Wonderful people pass through this small bit of land. I hope that what they are comes alive in this story.
Here in India, soon after I stop wearing my winter hat to bed, Passover comes.1 Though I don’t celebrate Passover in the traditional way here, it finds its place in me, and I feel at home. Along with the flush of new flowers, birds and the wild flurries of Holi colors, Passover brings alive the gratitude that comes with the end of the dark winter cold. It takes its name from the angel of death who passed over the houses of the Jewish slaves in Egypt and protected their children from the 10th plague on Pharaoh’s Egypt, the death of every firstborn. After this, the Pharaoh set the Jews free. In the spring of every year, my mother would tell me to go outside and pick a rock. She would put this rock together with our Passover dishes and utensils in a gigantic pot of water and boil it. She said that we cleaned the dishes like this to remind us that we were a part of the earth. Only then would the dishes be clean like the earth for Passover. It was as if we were not just here for ourselves. We were part of a larger flow. Lately, I have been reminded of this quite a bit.
Passover is a reenactment of how the Jews were freed from slavery in Egypt. That slavery still exists in many forms and cultures worldwide. It is good to remember the suffering of others whom we may not even know and to do what we can to reduce suffering— starting with taking responsibility for our own suffering and paying attention to how we might even unwittingly contribute to the suffering of others not yet born.

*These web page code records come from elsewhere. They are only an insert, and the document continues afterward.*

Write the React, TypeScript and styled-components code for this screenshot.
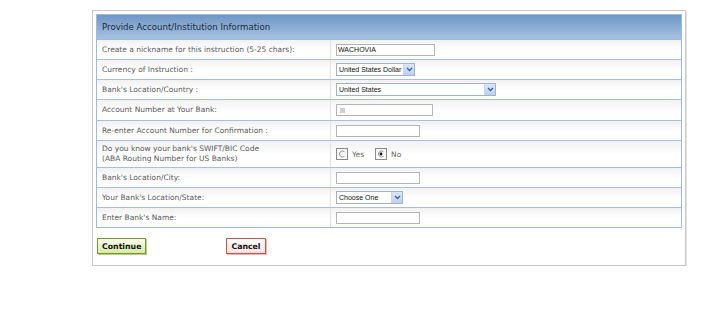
import React from "react";
import styled, { createGlobalStyle } from "styled-components";

const Global = createGlobalStyle`
  html, body { margin: 0; padding: 0; background: #fff; }
  body { font-family: "DejaVu Sans", Verdana, sans-serif; }
`;

const Panel = styled.div`
  margin: 10px 0 0 92px;
  width: 586px;
  height: 251px;
  border: 1px solid #c9c9c9;
  box-shadow: 1px 1px 0 #e4e4e4;
  padding: 3px 3px 0 3px;
  box-sizing: content-box;
`;

const Table = styled.div`
  width: 584px;
  border: 1px solid #9fb9d9;
  display: flex;
  flex-direction: column;
`;

const Header = styled.div`
  height: 24px;
  display: flex;
  align-items: center;
  padding-left: 5px;
  background: linear-gradient(#6f97c6, #a6c1df);
  border-bottom: 1px solid #9fb9d9;
  color: #1d2b3d;
  font-size: 8.6px;
`;

const Row = styled.div<{ $h?: number }>`
  display: grid;
  grid-template-columns: 234px 1fr;
  height: ${(p) => p.$h ?? 19}px;
  border-bottom: 1px solid #a9c0dd;
  background: linear-gradient(#f1f1f1, #ffffff 55%);
  &:last-child { border-bottom: none; }
`;

const Label = styled.div`
  display: flex;
  align-items: center;
  padding-left: 5px;
  color: #5a5a5a;
  font-size: 7.5px;
  line-height: 10px;
  border-right: 1px solid #e2e2e2;
`;

const Value = styled.div`
  display: flex;
  align-items: center;
  padding-left: 5px;
  gap: 5px;
`;

const TextInput = styled.div<{ $w: number }>`
  width: ${(p) => p.$w}px;
  height: 10px;
  border: 1px solid #b5b5b5;
  background: #fff;
  display: flex;
  align-items: center;
  padding-left: 1px;
  font-family: "Liberation Sans", Arial, sans-serif;
  font-size: 7px;
  color: #111;
  box-sizing: content-box;
`;

const Masked = styled.span`
  width: 5px;
  height: 5px;
  margin-left: 2px;
  background: #cfcfcf;
`;

const Select = styled.div<{ $w: number }>`
  width: ${(p) => p.$w}px;
  height: 11px;
  border: 1px solid #9fb3cf;
  background: #fff;
  display: flex;
  align-items: center;
  justify-content: space-between;
  font-family: "Liberation Sans", Arial, sans-serif;
  font-size: 7px;
  color: #111;
  box-sizing: content-box;
`;

const SelectText = styled.span`
  padding-left: 2px;
`;

const Arrow = styled.span`
  width: 10px;
  height: 11px;
  background: linear-gradient(#dbe6f6, #bcd0ee);
  border-left: 1px solid #c9d6ea;
  display: flex;
  align-items: center;
  justify-content: center;
`;

const RadioGroup = styled.label`
  display: flex;
  align-items: center;
  gap: 4px;
  font-size: 7.5px;
  color: #666;
  margin-right: 6px;
`;

const RadioBox = styled.span`
  width: 10px;
  height: 10px;
  border: 1px solid #8a8a8a;
  background: linear-gradient(#f4f4f4, #fff);
  display: flex;
  align-items: center;
  justify-content: center;
`;

const Buttons = styled.div`
  display: flex;
  gap: 80px;
  margin: 10px 0 0 1px;
`;

const Button = styled.div<{ $tone: "go" | "stop" }>`
  height: 14px;
  padding: 0 4px;
  display: flex;
  align-items: center;
  font-weight: bold;
  font-size: 7.8px;
  color: #111;
  border: 1px solid ${(p) => (p.$tone === "go" ? "#6f9a2c" : "#d0514a")};
  background: ${(p) =>
    p.$tone === "go"
      ? "linear-gradient(#fbfde9, #d7e9a6)"
      : "linear-gradient(#ffffff, #f7e3e1)"};
  box-shadow: 1px 1px 0 ${(p) => (p.$tone === "go" ? "#b6cf85" : "#efb6b2")};
`;

const Chevron = () => (
  <svg width="7" height="5" viewBox="0 0 7 5">
    <path d="M1 1 L3.5 3.5 L6 1" fill="none" stroke="#3b5f96" strokeWidth="1.3" />
  </svg>
);

const Radio = ({ checked }: { checked?: boolean }) => (
  <RadioBox>
    <svg width="8" height="8" viewBox="0 0 8 8">
      <path d="M6.5 1.8 A3 3 0 1 0 6.5 6.2" fill="none" stroke="#888" strokeWidth="0.9" />
      {checked && <circle cx="4" cy="4" r="1.4" fill="#111" />}
    </svg>
  </RadioBox>
);

export default function App() {
  return (
    <>
      <Global />
      <Panel>
        <Table>
          <Header>Provide Account/Institution Information</Header>
          <Row>
            <Label>Create a nickname for this instruction (5-25 chars):</Label>
            <Value>
              <TextInput $w={96}>WACHOVIA</TextInput>
            </Value>
          </Row>
          <Row>
            <Label>Currency of Instruction :</Label>
            <Value>
              <Select $w={77}>
                <SelectText>United States Dollar</SelectText>
                <Arrow><Chevron /></Arrow>
              </Select>
            </Value>
          </Row>
          <Row>
            <Label>Bank's Location/Country :</Label>
            <Value>
              <Select $w={158}>
                <SelectText>United States</SelectText>
                <Arrow><Chevron /></Arrow>
              </Select>
            </Value>
          </Row>
          <Row $h={20}>
            <Label>Account Number at Your Bank:</Label>
            <Value>
              <TextInput $w={94}><Masked /></TextInput>
            </Value>
          </Row>
          <Row>
            <Label>Re-enter Account Number for Confirmation :</Label>
            <Value>
              <TextInput $w={81} />
            </Value>
          </Row>
          <Row $h={26}>
            <Label>
              Do you know your bank's SWIFT/BIC Code
              <br />
              (ABA Routing Number for US Banks)
            </Label>
            <Value>
              <RadioGroup><Radio />Yes</RadioGroup>
              <RadioGroup><Radio checked />No</RadioGroup>
            </Value>
          </Row>
          <Row>
            <Label>Bank's Location/City:</Label>
            <Value>
              <TextInput $w={81} />
            </Value>
          </Row>
          <Row>
            <Label>Your Bank's Location/State:</Label>
            <Value>
              <Select $w={65}>
                <SelectText>Choose One</SelectText>
                <Arrow><Chevron /></Arrow>
              </Select>
            </Value>
          </Row>
          <Row>
            <Label>Enter Bank's Name:</Label>
            <Value>
              <TextInput $w={81} />
            </Value>
          </Row>
        </Table>
        <Buttons>
          <Button $tone="go">Continue</Button>
          <Button $tone="stop">Cancel</Button>
        </Buttons>
      </Panel>
    </>
  );
}
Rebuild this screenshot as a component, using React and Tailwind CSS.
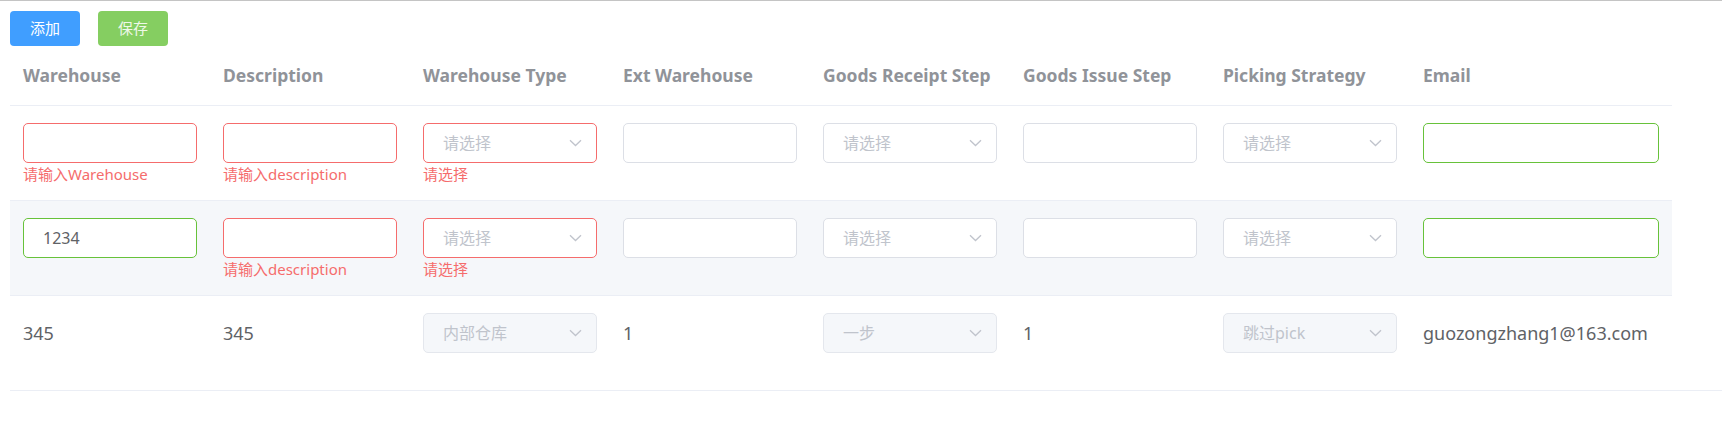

Passover comes with reminders of threads common to many traditions. It surprised me to learn that Mohammed emphasized the importance of the Jewish Passover many times in the Quran. The ultimate goal in both Yoga and Vedanta is freedom from the bondage of ignorance and pain. Traditionally, Passover celebrates the freedom of the Jews out of Pharaoh’s Egypt, perhaps in 1246 BCE, but that date is disputed. Yoga is not a religion nor is Vedanta. Yoga is a corpus of practices and Vedanta is a philosophy to be lived. Both are a training aimed at leading to a way of being and seeing, just as the best of Judaism or any religious tradition is. Many modern Jews extrapolate from the Passover story the wish for freedom from oppression to all people everywhere. Some celebrate the search for spiritual freedom.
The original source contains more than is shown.